MOSCOW (AP) - Russia’s foreign minister said Wednesday that Moscow will respond in kind to the European Union’s sanctions over the poisoning of Russian opposition leader Alexei Navalny.
Navalny, a corruption investigator and longtime foe of Russian President Vladimir Putin, is in Germany recovering from what German authorities said was a nerve agent poisoning. This week, EU foreign ministers agreed to impose sanctions on Russian officials and organizations blamed over the incident.
“The Germans are not planning to provide any facts, despite all international and legal obligations. We respond in kind, this is diplomatic practice,” Russian Foreign Minister Sergey Lavrov said in an interview Wednesday.
Navalny fell ill on Aug. 20 during a domestic flight in Russia, and was flown to Germany for treatment two days later.
Last week, tests conducted at labs designated by the Organization for the Prohibition of Chemical Weapons confirmed that the poison used on Navalny was Soviet-era Novichok. Navalny asserted that his poisoning couldn’t have been ordered without Putin’s involvement, an accusation the Kremlin vehemently denied.
At Monday’s meeting in Luxembourg, France and Germany urged their EU partners to freeze the assets of those suspected of involvement and ban them from traveling in Europe under sanctions to combat the use and spread of chemical weapons.
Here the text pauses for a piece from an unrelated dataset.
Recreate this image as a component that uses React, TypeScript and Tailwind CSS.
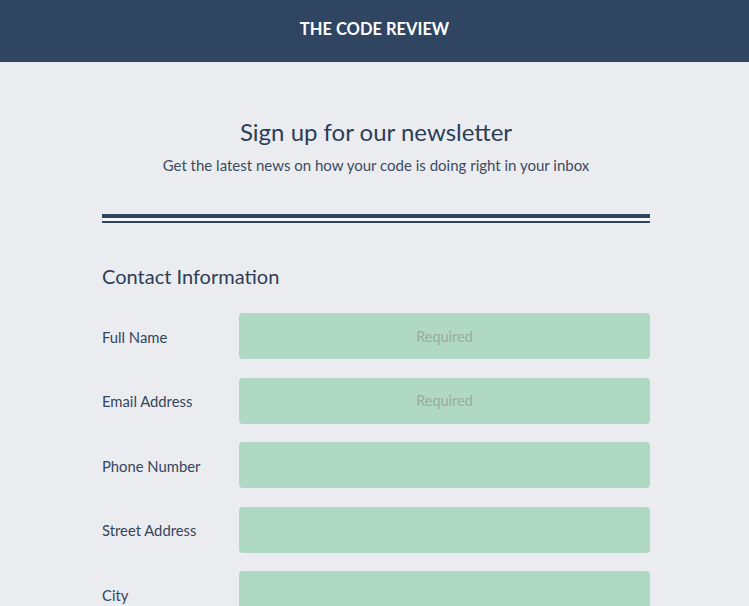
const fields = [
  { label: 'Full Name', placeholder: 'Required' },
  { label: 'Email Address', placeholder: 'Required' },
  { label: 'Phone Number', placeholder: '' },
  { label: 'Street Address', placeholder: '' },
  { label: 'City', placeholder: '' },
  { label: 'State', placeholder: '' },
];

export default function App() {
  return (
    <div className="min-h-screen bg-[#ebecf0] text-[#2c3e58]" style={{ fontFamily: 'Lato, "Noto Sans", sans-serif' }}>
      <header className="h-[62px] bg-[#2f4562] flex items-center justify-center pb-[3px]">
        <h1 className="text-white text-[16.5px] font-bold">THE CODE REVIEW</h1>
      </header>

      <main className="ml-[102px] w-[548px] pb-10">
        <div className="pt-[55px] text-center">
          <h2 className="text-[24px] leading-[30px]">Sign up for our newsletter</h2>
          <p className="mt-[8px] text-[15px] leading-[20px] text-[#3c4b60]">
            Get the latest news on how your code is doing right in your inbox
          </p>
        </div>

        <div className="mt-[39px] border-t-4 border-b-2 border-[#2f4562] h-[9px] bg-white/60" />

        <h3 className="mt-[40px] text-[20px] leading-[26px]">Contact Information</h3>

        <form className="mt-[24px] flex flex-col gap-[18.5px]">
          {fields.map((f) => (
            <div key={f.label} className="flex items-center">
              <label className="w-[137px] text-[14.8px] pt-[2px] text-[#34455c]">{f.label}</label>
              <input
                type="text"
                placeholder={f.placeholder}
                className="flex-1 h-[46px] rounded-[4px] bg-[#b0d9c3] text-center text-[14.5px] placeholder:text-[#9aaba2] outline-none"
              />
            </div>
          ))}
        </form>
      </main>
    </div>
  );
}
The move elicited harsh reaction from Moscow. Lavrov on Tuesday said Russia might freeze its contacts with the 27-nation bloc, as officials there “don’t understand the need for mutually respectful dialogue.”
Kremlin spokesman Dmitry Peskov on Wednesday echoed this sentiment. “The Kremlin has always advocated resuming and continuing a constructive dialogue based on mutual respect. But you know, … one can’t tango alone,” Peskov said.